Le QE de la BCE : le forward guidance de l’école de Francfort

Le Conseil des gouverneurs de la semaine prochaine est tout particulièrement attendu. Tout d’abord, Mario Draghi a promis, en septembre, que les décisions concernant le programme d’assouplissement quantitatif (QE) seraient pour l’essentiel adoptées en octobre. Ensuite, la croissance économique est vigoureuse et les indicateurs avancés de l’inflation (prix des intrants ou délais de livraison des fournisseurs) reflètent un renforcement des pressions à la hausse. Les « faucons » pourraient alors plaider en faveur d’importantes réductions des rachats mensuels et d’un prolongement limité du programme. Enfin, après le léger durcissement de ton de la Fed, l’euro s’est quelque peu replié, conférant à la BCE une plus grande marge de manœuvre.

Deux choses semblent claires : le programme de QE sera bel et bien prolongé, mais les volumes de rachat mensuels iront en diminuant. La presse parle d’une reconduction de neuf mois, mais avec une réduction de moitié des volumes à EUR 30 mds. Les marchés ont favorablement réagi et les rendements obligataires ont reculé, au grand soulagement de la BCE. Mais le diable est dans les détails : privilégiera-t-on désormais les rachats d’obligations d’entreprises au détriment des obligations d’État ? Une telle démarche pourrait être judicieuse compte tenu des interrogations des investisseurs quand la BCE ne pourra plus acheter de la dette de pays comme l’Allemagne ; elle pourrait même alimenter les anticipations selon lesquelles ce prolongement ne serait pas le dernier. Une réduction significative des volumes mensuels donnera-t-elle le sentiment que cette reconduction est la dernière ou, au contraire, qu’à ce rythme le programme est appelé à durer ?

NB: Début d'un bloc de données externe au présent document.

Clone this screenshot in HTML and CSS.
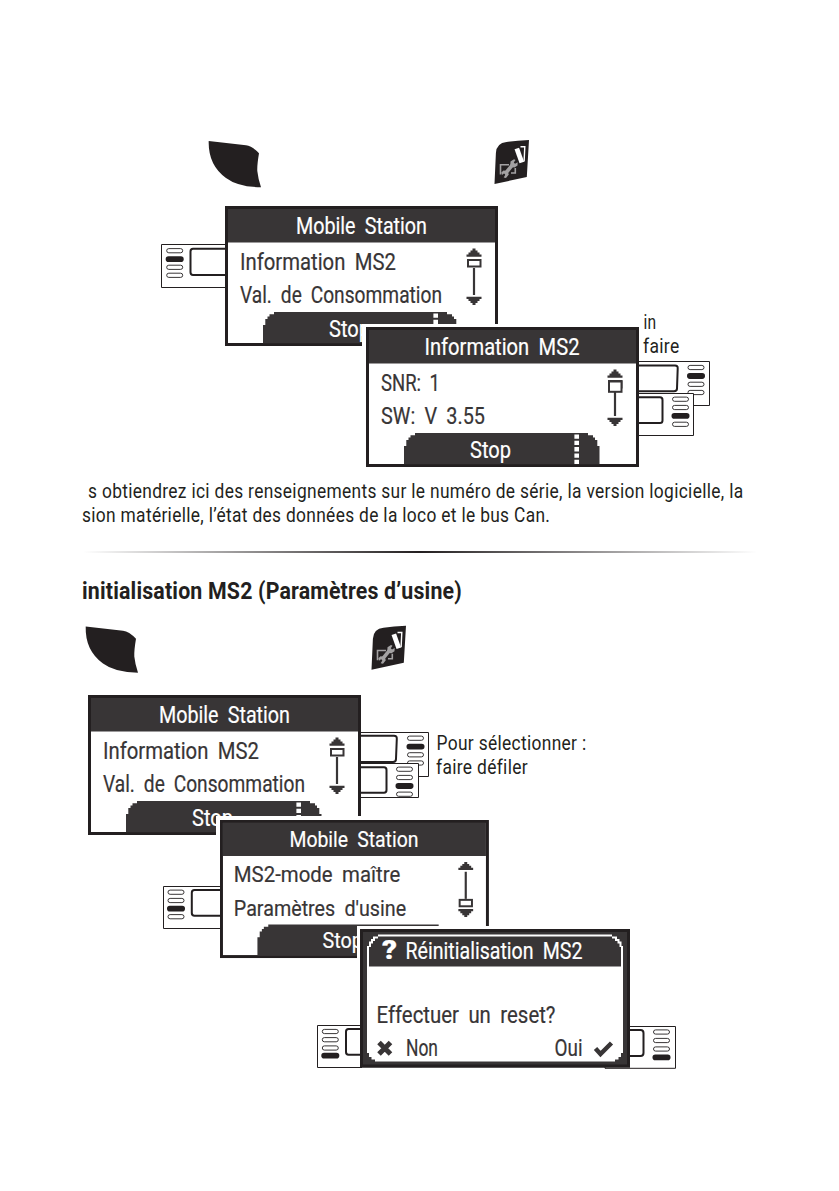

De prime abord, on peut penser qu’il revient au même de procéder à des rachats mensuels peu élevés ou de ne rien faire. Pourquoi continuer ? La réponse doit être nuancée. Le QE agit par le biais du rééquilibrage du portefeuille (visant à amener les investisseurs à arbitrer les obligations d’État au profit d’actifs plus risqués y compris hors zone euro) et du signal. Le premier de ces canaux ne joue plus son rôle et ce sera d’autant plus le cas avec une réduction significative des rachats. Le canal du signal, en revanche, occupe une place décisive car il permet d’éviter l’intégration prématurée d’un relèvement des taux dans les prix du marché. Autrement dit, le QE est devenu, pour la BCE, un outil de forward guidance : « les taux vont se maintenir aux niveaux actuels pendant une longue période et bien au-delà de l’horizon fixé pour les achats d’actifs nets ». La littérature distingue deux écoles en matière de prospectives : le forward guidance « delphique » et le forward guidance « odysséen ». Pour la première, il n’y a pas d’engagement en faveur d’un mode d’action particulier.

L’orientation prospective porte sur les évolutions macroéconomiques attendues et leurs conséquences pour la politique monétaire. Pour la deuxième, en revanche, la banque centrale prend l’engagement ferme d’adopter une ligne de conduite particulière. On peut à présent y ajouter l’orientation de « l’école de Francfort » : au moyen du QE on passe le message que les taux seront maintenus inchangés longtemps et on évite d’avoir à préciser ce qu’il faut entendre par « bien au-delà ».